Coaching versus Receiving
June 16th, 2008Most executives spend a large percentage of their time with their talking with employees and salespeople. Whether face to face or on the phone, they believe they are developing these individuals by providing valuable coaching. It may be likely that any time a teacher (executive) and student (employee) spend together is valuable. If we are truly committed to developing our people, let’s make sure that we spend the majority of time coaching and improving (versus chatting).
One of the sales professional I coached enjoyed providing me with the details of accounts, calls, pipeline and schedule. He wanted me to know how busy he was and how much he had going on. I call this activity ‘purging’. Some salespeople need to purge and want your validation or input. But let’s not fool each other. This is not coaching. It’s more like ineffective de-briefing. It could become effective de-briefing if you were asking the questions and your employee/salesperson was answering them. To spend time listening to the salesperson pontificate on details that are important only to him is not effective coaching or debriefing.
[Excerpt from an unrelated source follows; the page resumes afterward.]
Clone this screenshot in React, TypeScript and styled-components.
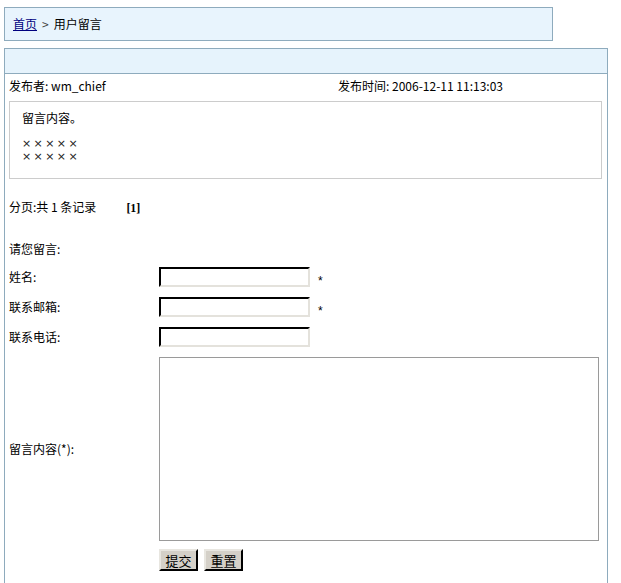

What should happen instead? If your employee feels the need to purge (and you choose to spend the time as the receiver), it is vital that all purging remains separate from the coaching that takes place. The coaching session qualifies as coaching only when you help the employee or salesperson grow, develop, become stronger and more effective. Every session should culminate with a key takeaway—a lesson learned, an epiphany, and some specific action to be taken by the employee prior to the next coaching session.
Don’t allow valuable coaching time to be monopolized by purging. If you’re going to invest coaching time, make sure that coaching actually takes place.